Le 11 septembre 2001, j’avais rendez-vous avec l’histoire, en tout cas avec mon histoire. Le cœur battant, dans ma petite auto, j’imaginais déjà la rencontre magique vers laquelle je roulais quand, brutalement, à la sortie d’un tunnel, une horde de policiers casqués, armés, se dressa sur la route, m’obligeant à évacuer immédiatement le quartier. Salaud de terroristes !
Cet après-midi-là, le monde a basculé. Nous sommes définitivement entrés dans une ère de peur, d’insécurité, de doutes. Un siècle sans Zappy Max, l’homme que je n’ai pas vu.
Zappy Max, l’idole de ma jeunesse, revenu pour la première fois à Bruxelles depuis au moins quarante ans dédicaçait son livre de souvenirs dans une librairie située juste en face de l’ambassade des Etats-Unis lorsque les deux tours me sont tombés sur la tête…
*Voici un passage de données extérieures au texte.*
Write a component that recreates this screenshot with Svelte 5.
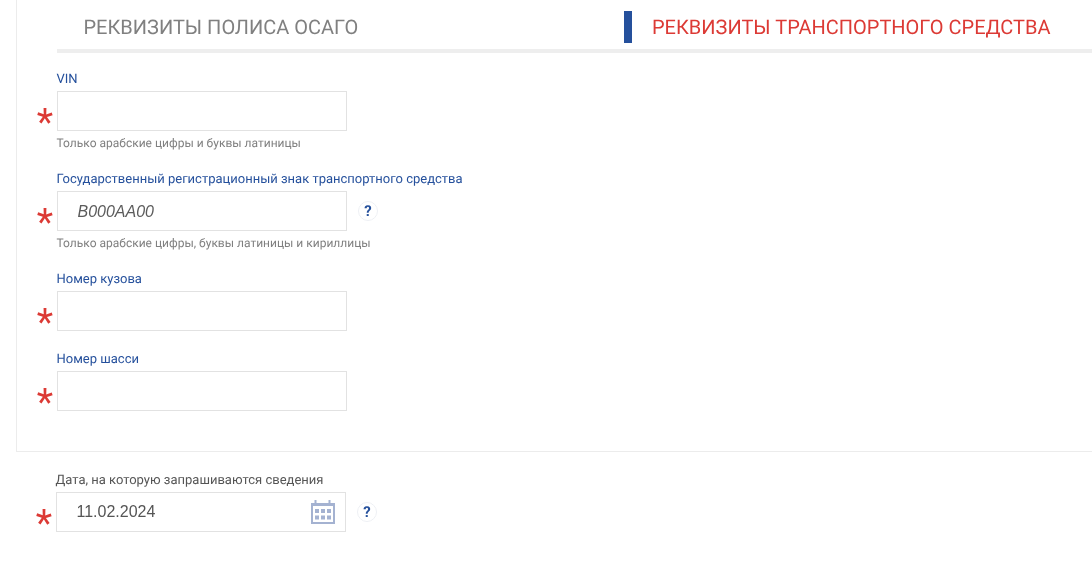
<script>
	const fields = [
		{ label: 'VIN', hint: 'Только арабские цифры и буквы латиницы' },
		{ label: 'Государственный регистрационный знак транспортного средства', placeholder: 'В000АА00', hint: 'Только арабские цифры, буквы латиницы и кириллицы', help: true },
		{ label: 'Номер кузова' },
		{ label: 'Номер шасси' }
	]
</script>

<div class="page">
	<section class="panel">
		<div class="tabs">
			<div class="tab">РЕКВИЗИТЫ ПОЛИСА ОСАГО</div>
			<div class="tab active">РЕКВИЗИТЫ ТРАНСПОРТНОГО СРЕДСТВА</div>
		</div>

		{#each fields as field}
			<div class="field">
				<label>
					<span class="label">{field.label}</span>
					<div class="row">
						<span class="req">*</span>
						<input class:plate={field.placeholder} type="text" placeholder={field.placeholder ?? ''} />
						{#if field.help}<span class="help">?</span>{/if}
					</div>
				</label>
				{#if field.hint}<div class="hint">{field.hint}</div>{/if}
			</div>
		{/each}
	</section>

	<div class="date-block">
		<span class="label dark">Дата, на которую запрашиваются сведения</span>
		<div class="row">
			<span class="req">*</span>
			<div class="date-wrap">
				<input type="text" value="11.02.2024" />
				<svg class="cal" width="24" height="24" viewBox="0 0 24 24">
					<path fill="#a4b2d1" fill-rule="evenodd" d="M0 3h24v21H0zM2 6v16h20V6z" />
					<g fill="#a4b2d1">
						<rect x="3.500" y="0" width="2" height="5" />
						<rect x="17.500" y="0" width="2" height="5" />
						<rect x="4" y="9" width="4" height="4" />
						<rect x="10" y="9" width="4" height="4" />
						<rect x="16" y="9" width="4" height="4" />
						<rect x="4" y="15.500" width="4" height="4" />
						<rect x="10" y="15.500" width="4" height="4" />
						<rect x="16" y="15.500" width="4" height="4" />
					</g>
				</svg>
			</div>
			<span class="help">?</span>
		</div>
	</div>
</div>

<style>
	:global(body) {
		background: #fff;
		font-family: Roboto, "Liberation Sans", sans-serif;
		text-rendering: geometricPrecision;
	}

	.page {
		height: 571px;
		overflow: hidden;
		padding-left: 16px;
		will-change: transform;
	}

	.panel {
		border-left: 1px solid #ececec;
		border-bottom: 1px solid #ececec;
		padding-left: 40px;
		height: 452px;
		box-sizing: border-box;
	}

	.tabs {
		display: flex;
		height: 53px;
		box-sizing: border-box;
		border-bottom: 4px solid #eeeeee;
		margin-bottom: 17px;
		padding-top: 11px;
	}

	.tab {
		font-size: 20px;
		line-height: 32px;
		height: 32px;
		color: #808080;
		padding-left: 26.5px;
		width: 540.5px;
	}

	.tab.active {
		color: #dc3a35;
		border-left: 8px solid #25509c;
		padding-left: 20px;
		width: auto;
		white-space: nowrap;
	}

	.field {
		margin-bottom: 19px;
	}

	.label {
		display: block;
		font-size: 13px;
		line-height: 19px;
		height: 21px;
		margin-left: -0.5px;
		color: #25509c;
	}

	.label.dark {
		color: #555;
	}

	.row {
		display: flex;
		align-items: center;
		position: relative;
	}

	.req {
		position: absolute;
		left: -25px;
		top: 9px;
		width: 26px;
		font-size: 38px;
		line-height: 46px;
		text-align: center;
		color: #dc3a35;
	}

	input {
		width: 290px;
		height: 40px;
		box-sizing: border-box;
		border: 1px solid #e2e2e2;
		padding: 0 19.5px;
		font-family: "Liberation Sans", Arial, sans-serif;
		font-size: 16px;
		color: #555;
		outline: none;
		display: block;
		background: #fff;
	}

	input.plate {
		padding-top: 1px;
	}

	input::placeholder {
		color: #5c5c5c;
		font-style: italic;
		opacity: 1;
	}

	.help {
		width: 20px;
		height: 20px;
		box-sizing: border-box;
		border: 1px solid #eef0f4;
		border-radius: 50%;
		margin-left: 11px;
		font-size: 15px;
		font-weight: 700;
		line-height: 18px;
		text-align: center;
		color: #25509c;
	}

	.hint {
		font-size: 12px;
		line-height: 16px;
		margin-top: 4px;
		margin-left: -0.5px;
		color: #808080;
	}

	.date-block {
		margin-top: 19px;
		margin-left: 40px;
	}

	.date-wrap {
		position: relative;
	}

	.cal {
		position: absolute;
		right: 11px;
		top: 8px;
	}
</style>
Zappy Max était animateur sur Radio-Luxembourg à la fin des années cinquante. A l’époque, je découvrais le monde en suivant, haletant, le feuilleton dont il était le héros, « ça va bouillir ! » Offert par une marque de lessive et manifestement improvisé sur antenne par une bande de pieds nickelés, le feuilleton décrivait une planète aux mains d’horribles Allemands, d’anciens Nazis, assez facile à vaincre pour des Français débrouillards.
Si ces affreux revenaient plus fous et plus méchants à chaque épisode, c’est que les scénaristes n’avaient aucun autre ennemi à se mettre sous la dent. Heureuse époque où les méchants perdaient toujours. Un monde plein de folies et de surprises mais où la vie triomphait quoi qu’il arrive.
Les terroristes de Manhattan n’ont pas seulement tué trois mille personnes. Ils ont aussi tenté d’éteindre en nous le rêve d’un avenir enchanté. Dans l’avion, on regarde avec inquiétude les chaussures de son voisin. Dans la rue, on dévisage ceux qui ne nous ressemblent pas. La peur est là. La mort du méchant à la fin de chaque épisode ne nous libère plus.
Qui résiste à ce scénario catastrophe ? Ces temps-ci, on dirait que ce sont les colleurs d’affiches ! A grand coup de colle, ils étalent la bobine joviale des candidats aux élections communales. Aucun ne promet de débusquer Bin Laden, de libérer l’Iraq, de réconcilier Israëliens et Arabes ou de sauver le plan Marshall. Ils jurent de repasser une couche d’asphalte dans la rue, de planter quelques arbres, d’agrandir la bibliothèque. Les plus ambitieux promettent aux bambins d’atteindre le nirvana scolaire via l’immersion linguistique qui leur permettra un jour de demander un autographe à Freya Van den Bossche en version originale. Ces politiciens de village ne gèrent que les petites affaires de la cité. Mais, dans la Grèce antique, c’est ainsi qu’est née la civilisation qui a longtemps tenu tête aux barbares.